Tuesday, 22 February 2011 budapesttimes.hu
Suspected war criminal Sandor Képiró to face trial
by Robert Hodgson

Nazi-hunting Wiesenthal Centre’s ‘most-wanted’ faces trial for role in Second World War atrocity

Former Hungarian gendarmerie officer Sándor Képíró has been indicted for alleged war crimes committed almost 70 years ago, the Budapest prosecutor’s office announced last Monday. Képíró, who turned 97 last Friday, has been top of the Los Angeles-based Simon Wiesenthal Center’s most-wanted list since 2006.

Novi Sad massacre

The charges relate to events in the northern Serbian province of Vojvodina in January 1942 that became known as the Novi Sad massacre. Hundreds of civilians were forced to walk onto the frozen Danube river, where they were either shot or allowed to fall through the ice. Hungarian estimates suggest that over 3,000 mostly Serbian and Jewish victims were killed during six days of reprisals against the activity of Yugoslav partisans.
Hungary was allied to Nazi Germany and the axis powers during the Second World War, and Képíró was a captain in the Hungarian gendarmerie.

Convicted twice before

He is charged with taking part in the murder of four civilians on 23 January 1942 while serving in northern Serbia. “In January 1942 the defendant, as an officer of the gendarmerie, participated in the illegal massacre of unarmed and innocent people in Vojvodina,” a spokeswoman for the prosecutors’ office, Gabriella Skoda, said.
Képíró was sentenced to ten years in prison by a Hungarian court in 1944 for his role in the atrocity that remains one of the blackest marks on Hungary’s wartime record.
However, he was released the same year after the Nazi-backed fascist Hungarian Arrow Cross party took control of the country in October 1944. The Arrow Cross and the gendarmerie were instrumental in the deportation of some 450,000 Jews to the Nazi death camps that had begun in earnest after the German occupation of Hungary the previous March.
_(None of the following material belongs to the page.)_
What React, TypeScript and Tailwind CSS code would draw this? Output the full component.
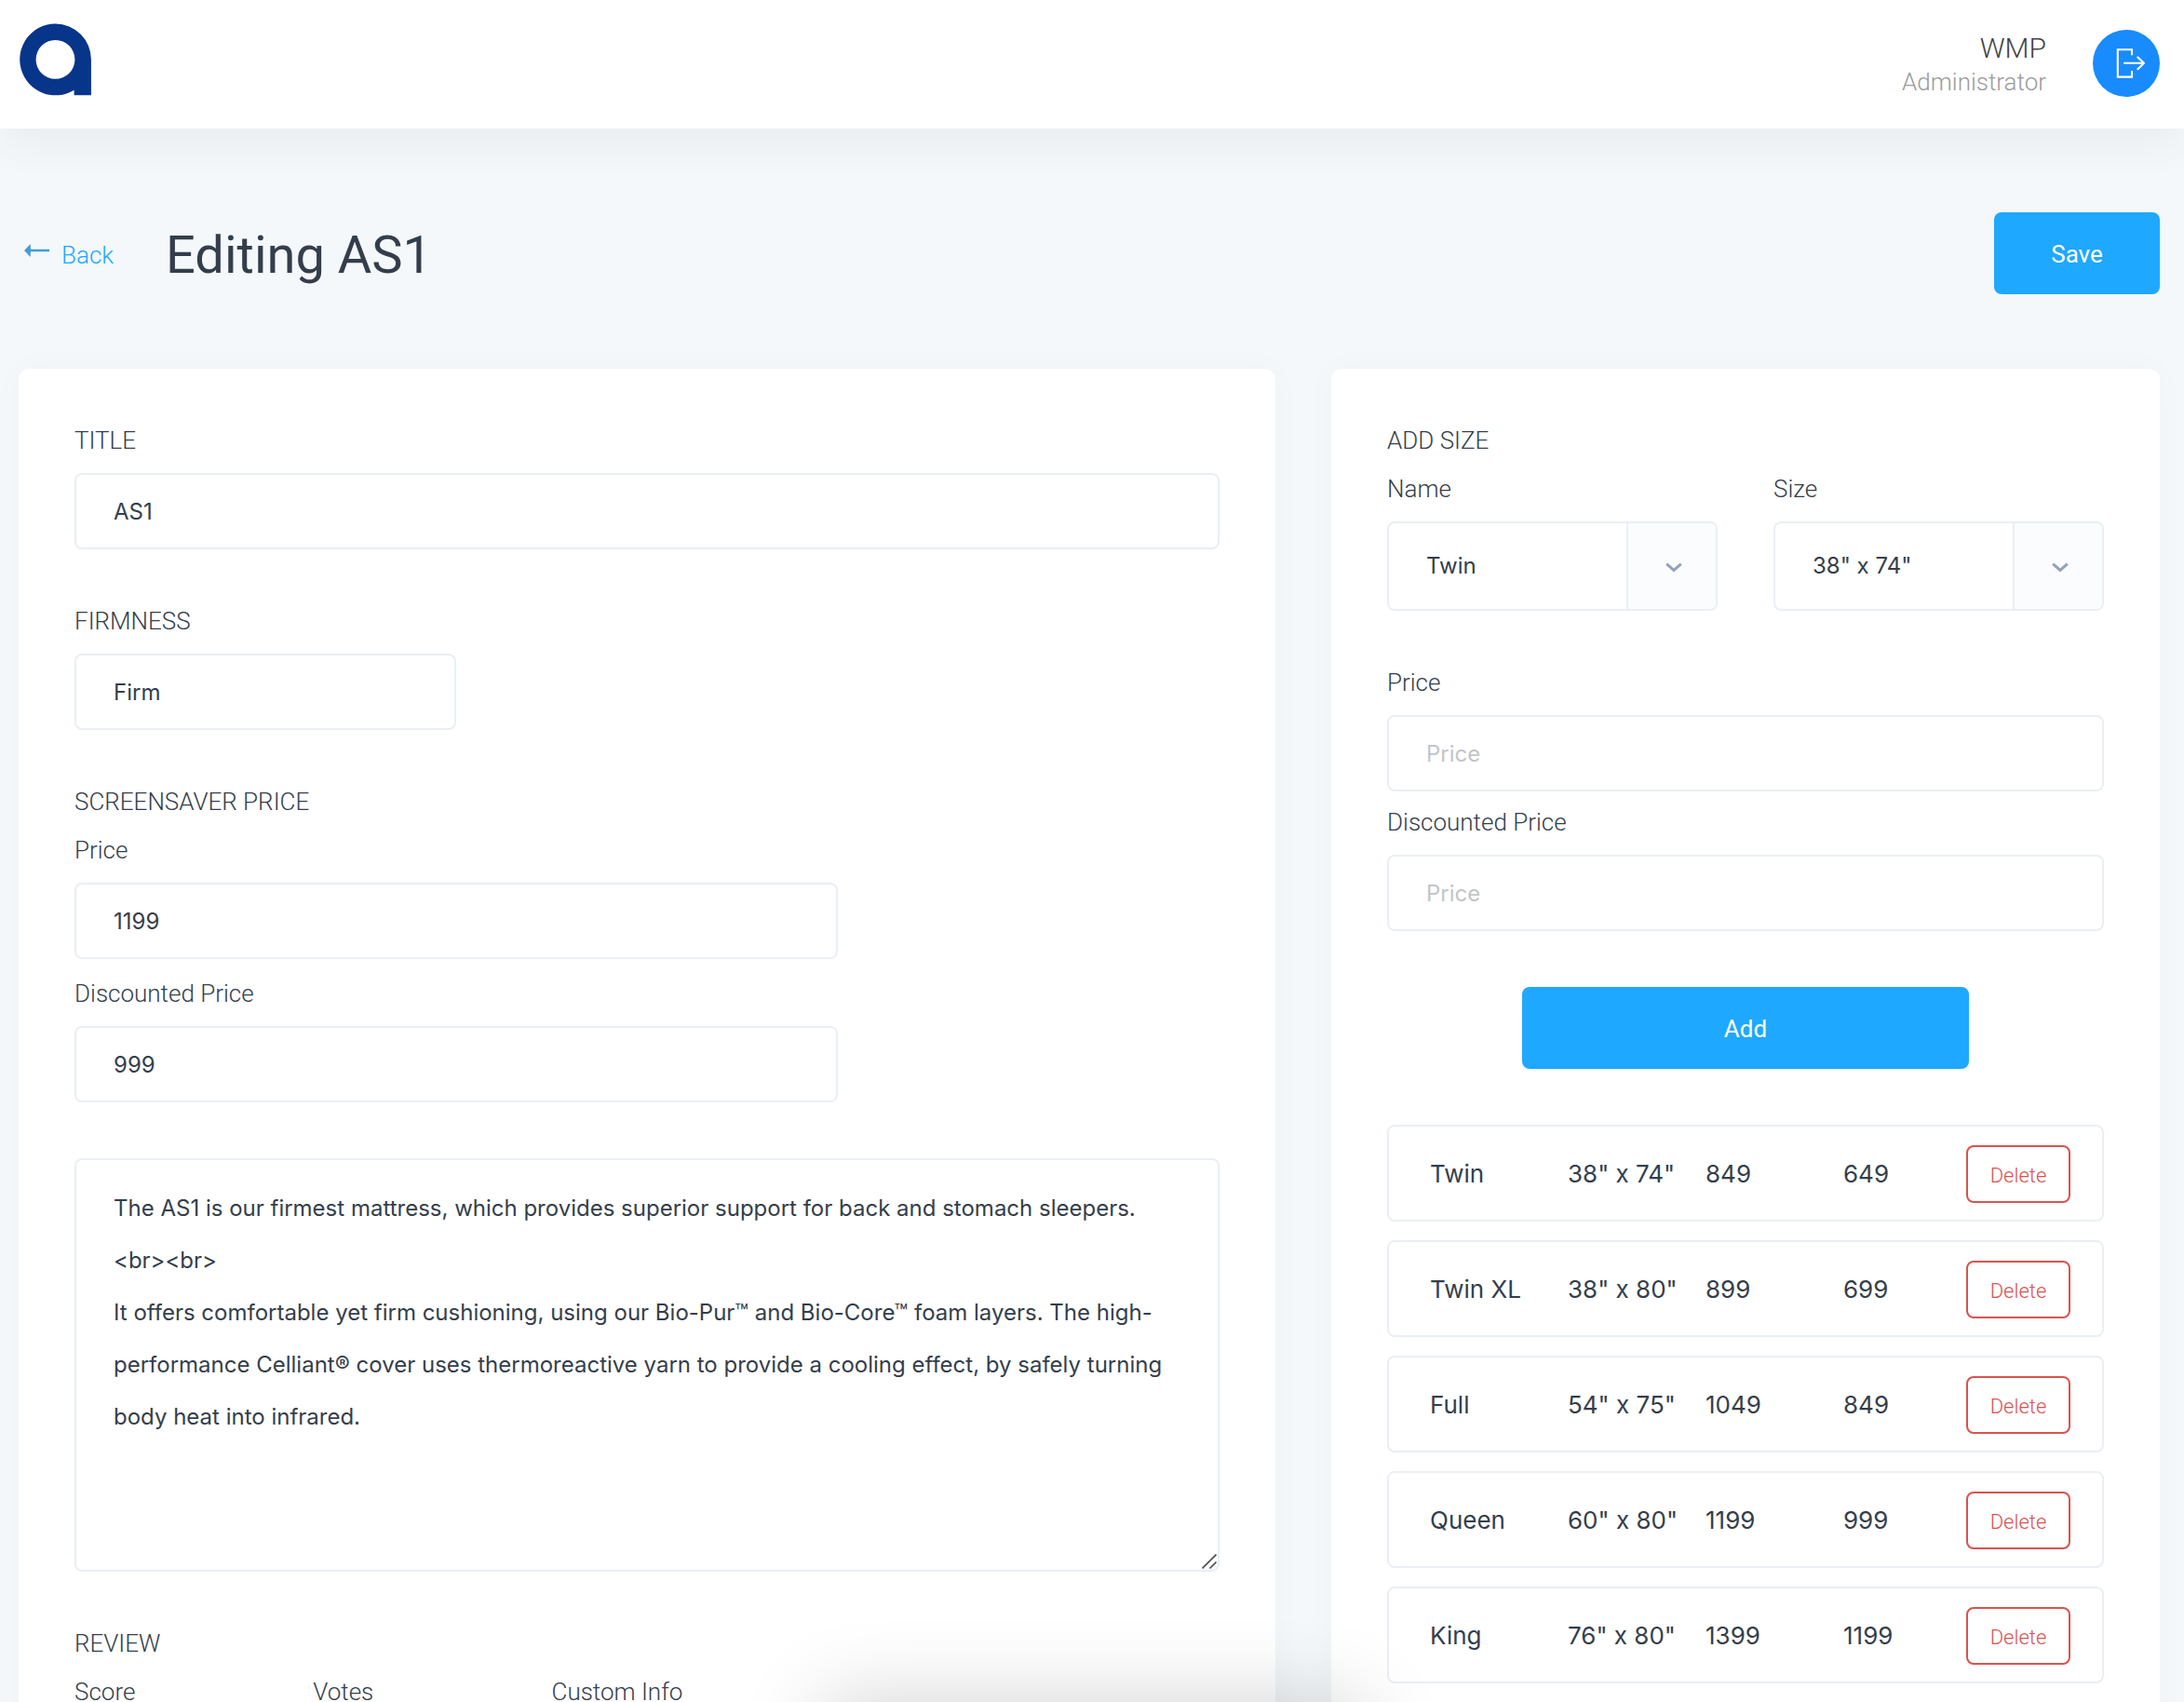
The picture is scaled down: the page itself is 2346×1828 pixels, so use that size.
import { useState } from "react";
import type { ReactNode } from "react";

const sizes = [
  { name: "Twin", size: '38" x 74"', price: "849", discounted: "649" },
  { name: "Twin XL", size: '38" x 80"', price: "899", discounted: "699" },
  { name: "Full", size: '54" x 75"', price: "1049", discounted: "849" },
  { name: "Queen", size: '60" x 80"', price: "1199", discounted: "999" },
  { name: "King", size: '76" x 80"', price: "1399", discounted: "1199" },
];

const description = `The AS1 is our firmest mattress, which provides superior support for back and stomach sleepers.
<br><br>
It offers comfortable yet firm cushioning, using our Bio-Pur™ and Bio-Core™ foam layers. The high-performance Celliant® cover uses thermoreactive yarn to provide a cooling effect, by safely turning body heat into infrared.`;

function Logo() {
  return (
    <svg viewBox="0 0 77 78" className="mb-2.5 h-[78px] w-[77px]" role="img" aria-label="Logo">
      <path
        fill="#07358a"
        fillRule="evenodd"
        d="M38.5 0.5A38.4 38.4 0 0 1 76.9 39V77.3H58.6V71.7A38.4 38.4 0 1 1 38.5 0.5ZM38.5 18A20.9 20.9 0 1 0 38.5 59.8A20.9 20.9 0 1 0 38.5 18Z"
      />
    </svg>
  );
}

function LogoutIcon() {
  return (
    <svg viewBox="0 0 40 40" className="h-10 w-10" fill="none" stroke="#fff" strokeWidth="2.1" strokeLinecap="round" aria-hidden="true">
      <path d="M26 10.5V5.2H10.8V34.6H26V29" />
      <path d="M18 19.8H38.8M32.4 13.4L39 19.8L32.4 26.2" />
    </svg>
  );
}

function BackArrow() {
  return (
    <svg viewBox="0 0 27 14" className="mb-2.5 h-3.5 w-[27px]" aria-hidden="true">
      <path fill="#419bd9" d="M0 7L6.8 0V5.8H27V8.3H6.8V14Z" />
    </svg>
  );
}

function Label({ htmlFor, children }: { htmlFor: string; children: ReactNode }) {
  return (
    <label htmlFor={htmlFor} className="block pt-0.5 text-[26px] leading-[50px] font-light">
      {children}
    </label>
  );
}

function TextInput({ id, value, placeholder }: { id: string; value?: string; placeholder?: string }) {
  return (
    <input
      id={id}
      type="text"
      defaultValue={value}
      placeholder={placeholder}
      className="mt-2.5 block h-[82px] w-full rounded-lg border-2 border-[#e9eff5] bg-white px-10 font-[Inter,sans-serif] text-2xl outline-none placeholder:text-[#c3c5c8]"
    />
  );
}

function SelectInput({ id, options }: { id: string; options: string[] }) {
  const [value, setValue] = useState(options[0]);
  return (
    <div className="relative mt-2.5">
      <select
        id={id}
        value={value}
        onChange={(e) => setValue(e.target.value)}
        className="block h-24 w-full appearance-none rounded-lg border-2 border-[#e9eff5] bg-white pr-28 pl-10 font-[Inter,sans-serif] text-2xl outline-none"
      >
        {options.map((o) => (
          <option key={o}>{o}</option>
        ))}
      </select>
      <span className="pointer-events-none absolute inset-y-0.5 right-0.5 flex w-24 items-center justify-center rounded-r-md border-l-2 border-[#e9eff5] bg-[#fafcfe] pt-0.5 pl-1">
        <svg viewBox="0 0 18 11" className="h-[11px] w-[18px]" fill="none" stroke="#94a3ba" strokeWidth="3" aria-hidden="true">
          <path d="M1.2 1.6L9 8.4L16.8 1.6" />
        </svg>
      </span>
    </div>
  );
}

export default function App() {
  return (
    <div className="relative h-screen overflow-hidden bg-[#f4f8fa] font-[Roboto,sans-serif] text-[#343e4b]">
      <header className="relative flex h-[138px] items-center justify-between bg-white pr-[26px] pl-[21px] shadow-[0_20px_40px_rgba(0,0,0,0.043)]">
        <Logo />
        <div className="flex items-center gap-[50px]">
          <div className="pt-0.5 text-right font-light">
            <p className="text-3xl leading-9 text-[#454545]">WMP</p>
            <p className="text-[26px] leading-9 text-[#9b9b9b]">Administrator</p>
          </div>
          <button type="button" aria-label="Log out" className="mb-0.5 flex h-[72px] w-[72px] items-center justify-center rounded-full bg-[#188bff]">
            <LogoutIcon />
          </button>
        </div>
      </header>

      <main className="pt-[90px] pr-[26px] pl-5">
        <div className="flex items-center justify-between">
          <div className="flex items-center gap-14 pt-1 pl-1.5">
            <a href="#back" className="flex items-center gap-[13px] text-[26px] leading-9 font-light text-[#1fa8ff]">
              <BackArrow />
              Back
            </a>
            <h1 className="text-[56px] leading-[72px]">Editing AS1</h1>
          </div>
          <button type="button" className="h-[88px] w-[178px] rounded-lg bg-[#1fa8ff] pt-0.5 text-[26px] text-white">
            Save
          </button>
        </div>

        <div className="mt-20 grid grid-cols-[135fr_89fr] items-start gap-[60px]">
          <section className="min-h-[1600px] rounded-xl bg-white px-[60px] py-[50px] shadow-[0_0_40px_rgba(0,0,0,0.025)]">
            <div>
              <Label htmlFor="title">TITLE</Label>
              <TextInput id="title" value="AS1" />
            </div>
            <div className="mt-[50px] w-1/3">
              <Label htmlFor="firmness">FIRMNESS</Label>
              <TextInput id="firmness" value="Firm" />
            </div>
            <fieldset className="mt-[50px] w-2/3">
              <legend className="block pt-0.5 text-[26px] leading-[50px] font-light">SCREENSAVER PRICE</legend>
              <Label htmlFor="ss-price">Price</Label>
              <TextInput id="ss-price" value="1199" />
              <div className="mt-2.5">
                <Label htmlFor="ss-discount">Discounted Price</Label>
                <TextInput id="ss-discount" value="999" />
              </div>
            </fieldset>
            <div className="relative mt-[60px]">
              <textarea
                aria-label="Description"
                defaultValue={description}
                className="block h-[444px] w-full resize-none rounded-lg border-2 border-[#e9eff5] bg-white px-10 py-6 font-[Inter,sans-serif] text-2xl leading-[56px] outline-none"
              />
              <svg
                viewBox="0 0 16 16"
                className="pointer-events-none absolute right-[3px] bottom-[3px] h-4 w-4"
                stroke="#4d4d4d"
                strokeWidth="1.6"
                aria-hidden="true"
              >
                <path d="M0.5 15.5L15.5 0.5M8.5 15.5L15.5 8.5" />
              </svg>
            </div>
            <fieldset className="mt-[50px]">
              <legend className="block pt-0.5 text-[26px] leading-[50px] font-light">REVIEW</legend>
              <div className="grid grid-cols-[5fr_5fr_14fr]">
                <div className="pr-10">
                  <Label htmlFor="score">Score</Label>
                  <TextInput id="score" />
                </div>
                <div className="pr-10">
                  <Label htmlFor="votes">Votes</Label>
                  <TextInput id="votes" />
                </div>
                <div>
                  <Label htmlFor="custom-info">Custom Info</Label>
                  <TextInput id="custom-info" />
                </div>
              </div>
            </fieldset>
          </section>

          <section className="min-h-[1600px] rounded-xl bg-white px-[60px] py-[50px] shadow-[0_0_40px_rgba(0,0,0,0.025)]">
            <h2 className="pt-0.5 text-[26px] leading-[50px] font-light">ADD SIZE</h2>
            <div className="grid grid-cols-2 gap-[60px]">
              <div>
                <Label htmlFor="size-name">Name</Label>
                <SelectInput id="size-name" options={sizes.map((s) => s.name)} />
              </div>
              <div>
                <Label htmlFor="size-size">Size</Label>
                <SelectInput id="size-size" options={sizes.map((s) => s.size)} />
              </div>
            </div>
            <div className="mt-[50px]">
              <Label htmlFor="size-price">Price</Label>
              <TextInput id="size-price" placeholder="Price" />
            </div>
            <div className="mt-1.5">
              <Label htmlFor="size-discount">Discounted Price</Label>
              <TextInput id="size-discount" placeholder="Price" />
            </div>
            <button type="button" className="mx-auto mt-[60px] block h-[88px] w-[480px] rounded-lg bg-[#1fa8ff] pt-0.5 text-[26px] text-white">
              Add
            </button>
            <table className="mt-[60px] block font-[Inter,sans-serif] text-[26px]">
              <tbody className="flex flex-col gap-5">
                {sizes.map((s) => (
                  <tr
                    key={s.name}
                    className="grid h-[104px] grid-cols-[148fr_148fr_148fr_132fr_auto] items-center rounded-lg border-2 border-[#e9eff5] pr-[34px] pl-11 whitespace-nowrap"
                  >
                    <td>{s.name}</td>
                    <td>{s.size}</td>
                    <td>{s.price}</td>
                    <td>{s.discounted}</td>
                    <td className="pt-0.5">
                      <button
                        type="button"
                        aria-label={`Delete ${s.name}`}
                        className="block h-[62px] w-28 rounded-lg border-2 border-[#d9534f] pt-0.5 font-[Roboto,sans-serif] text-[22px] font-light text-[#d9534f]"
                      >
                        Delete
                      </button>
                    </td>
                  </tr>
                ))}
              </tbody>
            </table>
          </section>
        </div>
      </main>

      <div className="pointer-events-none absolute inset-x-0 top-full flex justify-center">
        <div className="h-40 w-[580px] rounded-xl shadow-[0_0_90px_rgba(0,0,0,0.18)]" />
      </div>
    </div>
  );
}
In 1946 Képíró was retried in absentia following the communist takeover of Hungary and once again found guilty of war crimes. Having moved to Austria, he fled Europe for Argentina in 1947, where he lived in obscurity until returning to Hungary in 1996.
Efraim Zuroff, chief Nazi-hunter at the Wiesenthal Center, produced documents in 2006 relating to the Hungarian trials of Képíró. Zuroff announced that the suspect was living quietly in Budapest’s District II and called for him to be held to account.
Képíró, who has vehemently denied the war crimes allegations, sued Zuroff for libel in Hungary last year. However, the case was dropped when the plaintiff failed to appear at a December court hearing. If convicted, he could spend the remainder of his life behind bars.